Atualmente, vozes contrárias ao pensamento autoritário proveniente das ideias de Barroso estão se fazendo ouvir e estão questionando a legitimidade dessa personalidade tão problemática e polêmica. É importante refletir sobre o que seria vandalismo já que esse vocábulo faz parte de uma linguagem oficial.

Essa linguagem oficial procura muitas vezes deslegitimar movimentos políticos que buscam questionar as permanências das memórias de um passado doloroso, responsáveis por causar incômodos a determinadas comunidades que sofreram com o racismo e com a segregação.

Assim, podemos compreender que o direito à cidade não está apenas focado na questão de acessibilidade aos espaços, mas, também, na busca pelo direito à memória.

O POVO - O que se debate hoje sobre preservar ou não a estátua de uma figura autoritária como a do Gustavo Barroso?

Pedro Paes - Por um lado há movimentos, principalmente ligados a movimentos estudantis e sociais, que desejam não só a retirada da estátua de Gustavo Barroso da praça que recebe o seu nome, mas defendem o erguimento de outra estátua relacionada ao movimento progressista. Entre os nomes mais citados está o de Frei Tito de Alencar, religioso cearense que resistiu ao regime militar posto em 1964 através de um golpe de estado.

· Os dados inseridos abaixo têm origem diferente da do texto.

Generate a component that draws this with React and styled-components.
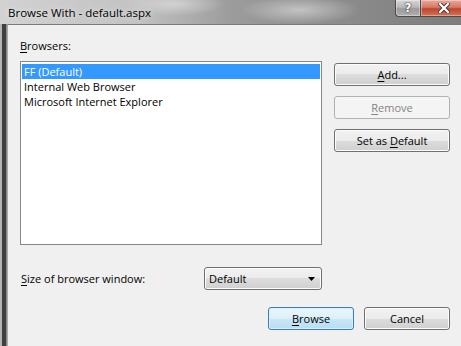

Por outro lado, os resquícios do movimento integralista ainda defendem a inscrição do nome de Barroso em um espaço público. O que fica evidente nesse debate é de como valores são modificados, mas símbolos permanecem, fazendo com que a sociedade em coletivo reflita sobre as inquietações que hoje não fazem sentido serem sacralizadas.